Brett Prebble is building up a tidy bank of big race rides but the champion Australian jockey will be hoping lesser light Merion can deliver some much needed early-season momentum and a belated birthday gift in the Ventris Handicap.

Prebble celebrated his 39th birthday on Friday by climbing aboard a John Size-trained pair of feature race contenders in Contentment and Amazing Kids for all-weather track trials ahead of upcoming first-up assignments.

Contentment won the Group One Queen’s Silver Jubilee Cup for Prebble in February and the six-year-old comes back to his pet distance of 1,400m for the first time since then in Saturday’s Group Three Celebration Cup.

“Just a typical John Size-type trial, no negative, it’s just about fitness for him, he is a good horse,” Prebble said. “Amazing Kids jumped fast and showed good gate speed, that’s as good as he goes in a trial, he had a good blow and he will come on for that.”

A tough decision maybe coming for Prebble when it comes to Amazing Kids – the promising type was unlucky when running home for fifth in Chautauqua’s Group One Chairman’s Sprint Prize and was then second to Peniaphobia in the Sha Tin Vase.

Prebble is also the regular rider of Lucky Bubbles – who was put away after a second to Chautauqua and returns with expectations the five-year-old will be a Hong Kong Sprint contender.

Of Prebble’s rides on Sunday, Merion looks hardest to beat – even if the tricky Derek Cruz-trained five-year-old has found a difficult 1,400m Class Two.

“He is the best horse in the race, if he puts his mind to it and does it, he wins,” Prebble said, referring to the quirks that have stopped Merion breaking through in seven starts despite going close and starting single figures in all but one start. “He isn’t the easiest horse to ride, has blinkers on and he can pull – he needs a strong tempo.”

Prebble said barrier six is a plus as Merion returns to the same course and distance where he was second to Flying Moochi at the first meeting of the season.

“If we get that nice even tempo and can find a trail – then he will get his chance,” he said.

Neil Callan has given up the ride on Merion in favour of Consort – a horse whose expensive price tag and high profile owner, Pan Sutong, have ensured headlines throughout a mostly underwhelming six-start local career.

“Whether the whole of last season has been a learning curve and just acclimatisation, we won’t know until he gets to the races, and probably after a run or two,” Callan said of the grey, who has raced once after being gelded in late April. “At 1,400m I would expecting him to need a run.”

Consort was third over 1,600m in the 2015 Group One St.

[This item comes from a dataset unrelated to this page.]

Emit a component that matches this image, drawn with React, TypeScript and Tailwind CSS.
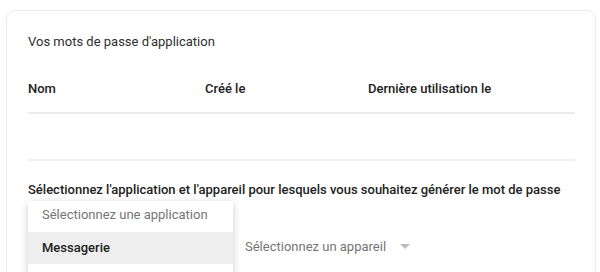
export default function App() {
  return (
    <div className="h-[272px] w-[600px] overflow-hidden bg-white pl-[6px] pt-[10px] font-['Roboto',sans-serif]">
      <div className="h-[300px] w-[590px] rounded-[9px] border-[1.5px] border-[#ebebeb] bg-white pl-[21px] pr-[20px]">
        <h2 className="pt-[22px] text-[13px] leading-[18px] text-[#2f2f2f]">Vos mots de passe d'application</h2>

        <div className="mt-[29px] flex h-[34px] items-start border-b-2 border-[#ececec] text-[13px] font-medium leading-[18px] text-[#222]">
          <div className="w-[177px]">Nom</div>
          <div className="w-[163px]">Créé le</div>
          <div>Dernière utilisation le</div>
        </div>

        <div className="h-[47px] border-b-2 border-[#f0f0f0]" />

        <p className="mt-[20px] text-[13px] font-medium leading-[18px] text-[#222]">
          Sélectionnez l'application et l'appareil pour lesquels vous souhaitez générer le mot de passe
        </p>

        <div className="relative mt-[2px] h-[80px]">
          <div className="absolute left-0 top-0 w-[205px] bg-white pt-[5px] shadow-[0_2px_8px_rgba(0,0,0,0.2)]">
            <div className="h-[26px] px-[14px] text-[13px] leading-[18px] text-[#757575]">Sélectionnez une application</div>
            <div className="flex h-[32px] items-center bg-[#eeeeee] px-[14px] text-[13px] font-medium text-[#222]">Messagerie</div>
            <div className="h-[32px]" />
          </div>
          <div className="absolute left-[217px] top-[37px] flex items-center gap-[14px] text-[13px] leading-[18px] text-[#757575]">
            <span>Sélectionnez un appareil</span>
            <svg width="10" height="6" viewBox="0 0 10 6">
              <path d="M0 0h10L5 5z" fill="#bdbdbd" />
            </svg>
          </div>
        </div>
      </div>
    </div>
  );
}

James’s Palace Stakes as a three-year-old and then fourth in the Group One Hong Kong Derby earlier this year – leading Callan to believe the son of Lope De Vega’s best trip lies somewhere in between.

Even if Callan is right and Consort is not yet at his best first-up and at 1,400m, taking the ride still comes as part of an attractive package of first call on Pan’s horses throughout the season.

That means Callan will also ride Group One winner Giant Treasure and also the option of riding a pair of European imports yet to be renamed, Royal Ascot winner Primitivo and Smuggler’s Moon.